Kootenay Park – Part 3

  • This was the view from the breakfast area, as the sun shone on Helmet Falls.

Kootenay Park Adventure: Helmet Falls to Floe Lake

Wednesday, July 26th

We were up at 6 AM so that we could get an early start. The breakfast area at Helmet Falls Campground had a beautiful view of the falls which we enjoyed during breakfast. The previous evening they had been in deep shadow, but now they shimmered in the early morning sunlight.

It was a cold morning, and there was frost on the picnic table as I prepared breakfast.

We broke camp and were on our way through the forest up the steep switchbacks to Rockwall Pass. On our way, we had occasional glimpses of the falls to our right as we climbed through the trees. I was straining under a heavy load, as I had all of our water, two liters, in my pack. As I climbed, the water felt heavier and heavier. Just as we crested out of the forest and into the high country of the pass, a very nice small stream greeted us. I could have come up with our bottles empty, and filtered water at this stream!

Now we had some beautiful walking through larch forests and open meadows. Eventually the trail led us into a rocky recently glaciated area, and we descended to a double-bridge across a roaring glacial stream. We had had lunch in this area on our hike of the previous year, but today we carried on and after crossing several rocky glacial moraines, we began to climb up through a larch forest to the main part of the pass. There was no stopping for lunch now until we were out of the forest again where the wind would keep the mosquitoes away. 

The second part of the pass was a grueling climb for me, but eventually I made it to the flat high meadows. Here we had a fine lunch. All along the trail, the Rockwall to our right continued to provide a spectacular backdrop to the beautiful scenery.

The Rockwall is a precipitous barrier of Cambrian limestone and dolomite that runs for many kilometers and has sheer 700 meter cliffs in places. We would be walking below the Rockwall for several days, as the towering cliffs behind Floe Lake which we would reach on our second last day are still part of this massive geological feature.

Once we had crossed Rockwall Pass, we took a short side trip on the Wolverine Pass Trail to the height of land so we could look far down the valley.
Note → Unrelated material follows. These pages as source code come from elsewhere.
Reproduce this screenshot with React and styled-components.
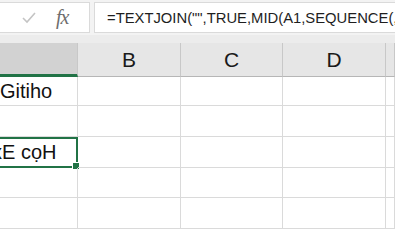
import React from "react";
import styled, { createGlobalStyle } from "styled-components";

const GlobalStyle = createGlobalStyle`
  html, body {
    margin: 0;
    padding: 0;
    background: #ffffff;
    overflow: hidden;
  }
  body {
    font-family: "Liberation Sans", Arial, sans-serif;
  }
`;

const Sheet = styled.div`
  width: 395px;
  height: 229px;
  overflow: hidden;
  display: flex;
  flex-direction: column;
  background: #ffffff;
`;

const FormulaBar = styled.div`
  height: 35px;
  box-sizing: border-box;
  padding: 2px 0 2px 0;
  display: flex;
  gap: 4px;
  background: #f3f3f3;
`;

const NameArea = styled.div`
  width: 90px;
  box-sizing: border-box;
  background: #ffffff;
  border: 1px solid #dadada;
  border-left: none;
  display: flex;
  align-items: center;
  padding-left: 22px;
  gap: 20px;
`;

const Fx = styled.span`
  font-family: "Liberation Serif", "Times New Roman", serif;
  font-style: italic;
  font-size: 20px;
  color: #6e6e6e;
  letter-spacing: -1px;
`;

const FormulaInput = styled.div`
  flex: 1;
  box-sizing: border-box;
  background: #ffffff;
  border: 1px solid #dadada;
  border-right: none;
  display: flex;
  align-items: center;
  padding-left: 12px;
  font-size: 14.8px;
  color: #1e1e1e;
  white-space: nowrap;
  overflow: hidden;
`;

const Gap = styled.div`
  height: 8px;
  background: #ececec;
`;

const Row = styled.div`
  display: grid;
  grid-template-columns: 78px 103px 102px 103px 1fr;
  height: ${(p) => p.$h}px;
  flex: none;
`;

const HeaderCell = styled.div`
  box-sizing: border-box;
  background: ${(p) => (p.$active ? "#d2d2d2" : "#e6e6e6")};
  border-right: 1px solid #c8c8c8;
  border-bottom: ${(p) => (p.$active ? "3px solid #217346" : "1px solid #b6b6b6")};
  display: flex;
  align-items: center;
  justify-content: center;
  font-size: 21px;
  color: #1a1a1a;
`;

const Cell = styled.div`
  position: relative;
  box-sizing: border-box;
  border-right: 1px solid #dadada;
  border-bottom: 1px solid #dadada;
  display: flex;
  align-items: center;
  overflow: ${(p) => (p.$selected ? "visible" : "hidden")};
  white-space: nowrap;
  font-size: 20px;
  color: #111111;
  ${(p) =>
    p.$selected &&
    `
    border: 2px solid #217346;
    border-left: none;
  `}
`;

const Clip = styled.div`
  overflow: hidden;
  width: 100%;
`;

const CellText = styled.span`
  display: inline-block;
  margin-left: ${(p) => p.$shift || 0}px;
`;

const FillHandle = styled.div`
  position: absolute;
  right: -4px;
  bottom: -4px;
  width: 6px;
  height: 6px;
  background: #217346;
  border: 1px solid #ffffff;
  box-sizing: content-box;
`;

const rows = [
  { h: 29, text: "Gitiho", shift: 0 },
  { h: 31 },
  { h: 31, text: "xE cọH", shift: -8, selected: true },
  { h: 30 },
  { h: 31 },
];

export default function App() {
  return (
    <Sheet>
      <GlobalStyle />
      <FormulaBar>
        <NameArea>
          <svg width="14" height="12" viewBox="0 0 14 12">
            <polyline
              points="1,6 5,10 13,1"
              fill="none"
              stroke="#c4c4c4"
              strokeWidth="1.6"
            />
          </svg>
          <Fx>fx</Fx>
        </NameArea>
        <FormulaInput>=TEXTJOIN("",TRUE,MID(A1,SEQUENCE(,LEN(A1),LEN(A1),-1),1))</FormulaInput>
      </FormulaBar>
      <Gap />
      <Row $h={34}>
        <HeaderCell $active />
        <HeaderCell>B</HeaderCell>
        <HeaderCell>C</HeaderCell>
        <HeaderCell>D</HeaderCell>
        <HeaderCell />
      </Row>
      {rows.map((r, i) => (
        <Row key={i} $h={r.h}>
          <Cell $selected={r.selected}>
            <Clip>
              {r.text && <CellText $shift={r.shift}>{r.text}</CellText>}
            </Clip>
            {r.selected && <FillHandle />}
          </Cell>
          <Cell />
          <Cell />
          <Cell />
          <Cell />
        </Row>
      ))}
    </Sheet>
  );
}
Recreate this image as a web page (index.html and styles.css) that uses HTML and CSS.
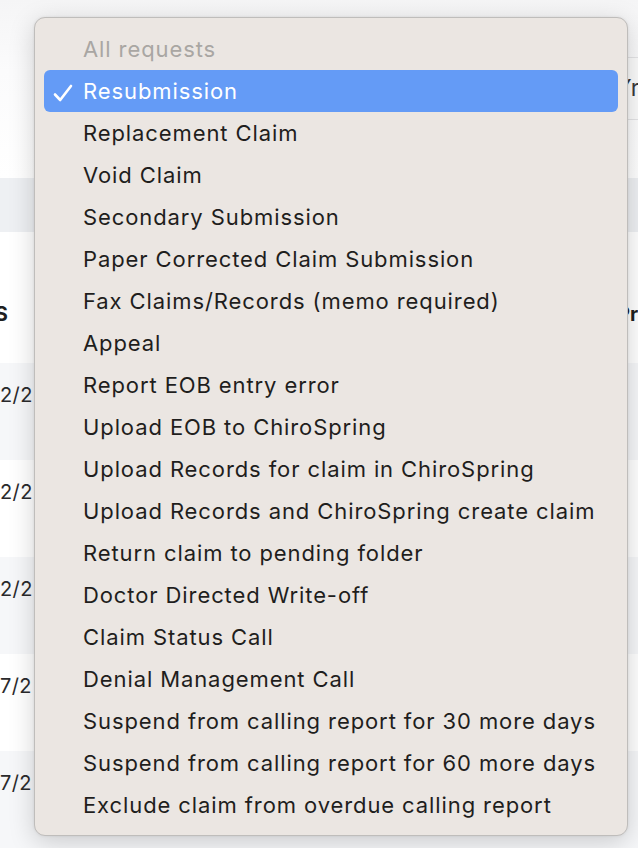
FILE: index.html
```html
<!DOCTYPE html>
<html>
<head>
<meta charset="utf-8">
<link rel="stylesheet" href="styles.css">
</head>
<body>
<div class="page">
  <div class="topbar">
    <div class="search">Yr</div>
  </div>
  <div class="band"></div>
  <div class="thead">
    <span class="th-left">DOS</span>
    <span class="th-right">Pr</span>
  </div>
  <div class="row alt"><span class="cell">2/2</span></div>
  <div class="row"><span class="cell">2/2</span></div>
  <div class="row alt"><span class="cell">2/2</span></div>
  <div class="row"><span class="cell">7/2</span></div>
  <div class="row alt"><span class="cell">7/2</span></div>
</div>

<div class="menu">
  <div class="item header">All requests</div>
  <div class="item selected"><svg class="check" width="20" height="18" viewBox="0 0 20 18"><path d="M2 10.5 L7.2 16 L18 2" fill="none" stroke="#ffffff" stroke-width="2.6" stroke-linecap="round" stroke-linejoin="round"/></svg>Resubmission</div>
  <div class="item">Replacement Claim</div>
  <div class="item">Void Claim</div>
  <div class="item">Secondary Submission</div>
  <div class="item">Paper Corrected Claim Submission</div>
  <div class="item">Fax Claims/Records (memo required)</div>
  <div class="item">Appeal</div>
  <div class="item">Report EOB entry error</div>
  <div class="item">Upload EOB to ChiroSpring</div>
  <div class="item">Upload Records for claim in ChiroSpring</div>
  <div class="item">Upload Records and ChiroSpring create claim</div>
  <div class="item">Return claim to pending folder</div>
  <div class="item">Doctor Directed Write-off</div>
  <div class="item">Claim Status Call</div>
  <div class="item">Denial Management Call</div>
  <div class="item">Suspend from calling report for 30 more days</div>
  <div class="item">Suspend from calling report for 60 more days</div>
  <div class="item">Exclude claim from overdue calling report</div>
</div>
</body>
</html>
```

FILE: styles.css
```css
html, body {
  margin: 0;
  padding: 0;
  background: #ffffff;
  overflow: hidden;
}
body {
  width: 638px;
  height: 848px;
  position: relative;
  font-family: Inter, "Liberation Sans", sans-serif;
}
.page {
  display: flex;
  flex-direction: column;
  width: 638px;
}
.topbar {
  height: 178px;
  display: flex;
  flex-direction: column;
  align-items: flex-end;
  padding-top: 57px;
  box-sizing: border-box;
  background: linear-gradient(#f5f5f6, #fbfbfc 40%, #ffffff);
}
.search {
  width: 40px;
  height: 63px;
  box-sizing: border-box;
  border: 1px solid #e4e4e6;
  border-right: none;
  background: #fbfbfb;
  font-size: 23px;
  color: #3a3a3c;
  line-height: 60px;
  padding-left: 17px;
  overflow: hidden;
  white-space: nowrap;
}
.band {
  height: 54px;
  background: #eef0f3;
}
.thead {
  height: 131px;
  display: flex;
  justify-content: space-between;
  align-items: flex-start;
  padding-top: 70px;
  box-sizing: border-box;
  font-weight: 700;
  font-size: 20px;
  color: #1f1f21;
  overflow: hidden;
}
.th-left {
  margin-left: -35px;
  white-space: nowrap;
}
.th-right {
  width: 21px;
  overflow: hidden;
  white-space: nowrap;
}
.row {
  height: 97px;
  box-sizing: border-box;
  padding-top: 20px;
  font-size: 20px;
  letter-spacing: 0.4px;
  color: #2a2a2c;
  white-space: nowrap;
  background: #ffffff;
}
.row.alt {
  background: #f6f7f9;
}
.cell {
  display: block;
}

.menu {
  position: absolute;
  left: 34px;
  top: 17px;
  width: 594px;
  height: 819px;
  box-sizing: border-box;
  padding: 10px 9px 11px 9px;
  background: #ebe6e2;
  border: 1px solid #bfbdbb;
  border-radius: 11px;
  box-shadow: 0 6px 26px rgba(0, 0, 0, 0.18), 0 0 3px rgba(0, 0, 0, 0.08);
  display: flex;
  flex-direction: column;
}
.item {
  height: 42px;
  line-height: 42px;
  padding-left: 39px;
  font-size: 22px;
  letter-spacing: 0.9px;
  color: #1f1e1d;
  border-radius: 6px;
  white-space: nowrap;
  position: relative;
}
.item.header {
  color: #a9a6a3;
}
.item.selected {
  background: #649bf6;
  color: #ffffff;
}
.check {
  position: absolute;
  left: 9px;
  top: 14px;
}
```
Then we returned to Rockwall Pass, and turned down the trail to the Tumbling Creek campground. To our right, the Tumbling Glacier provided spectacular views.

We kept descending to the campground, and several times had to negotiate difficult deadfall. I was crawling on my hands and knees more than once. The last deadfall was a full blown tree complete with branches, and was perhaps the most difficult of all. It was just beyond a stream, and just before Tumbling Creek campground. We set up our tent, again on the same spot we had used a year ago, and then returned to the creek about the campground to filter water. Unfortunately this meant going through the branchy deadfall two more times, once to reach the creek, and once to return to the campground.

We did find a lovely cool shady spot, though, just a short distance up the creek, and were able to attend both to our water filtering needs, and also our washing needs. Then we took our seven liters of water back to camp, and had a very nice dinner on a table in a shady alcove near the food storage lockers. Tonight it was freeze-dried sweet and sour pork with pine apple, preceded by soup and followed by rice krispy squares. These squares are popular with us on back packing trips, as they are the lightest dessert available. They taste good and have a great texture, but weigh almost nothing.

We had found the trail that day quite strenuous, and soon turned in for the night. However, others on the trail seemed to have a lot more energy. We had met a couple where each member had a dog on a leash, and behind them walked a young blond boy with a nice junior backpack. I was critical of the parents in that I thought on that high mountain pass in the bright sun, he should have been wearing a hat. However, I managed to say nothing. In the campground, someone else had arrived with two young boys who still had enough energy to make a lot on noise as they played for a few hours. Such is the power of youth!

End of Part three.

  • We were grateful for the double-bridge across this roaring glacial stream.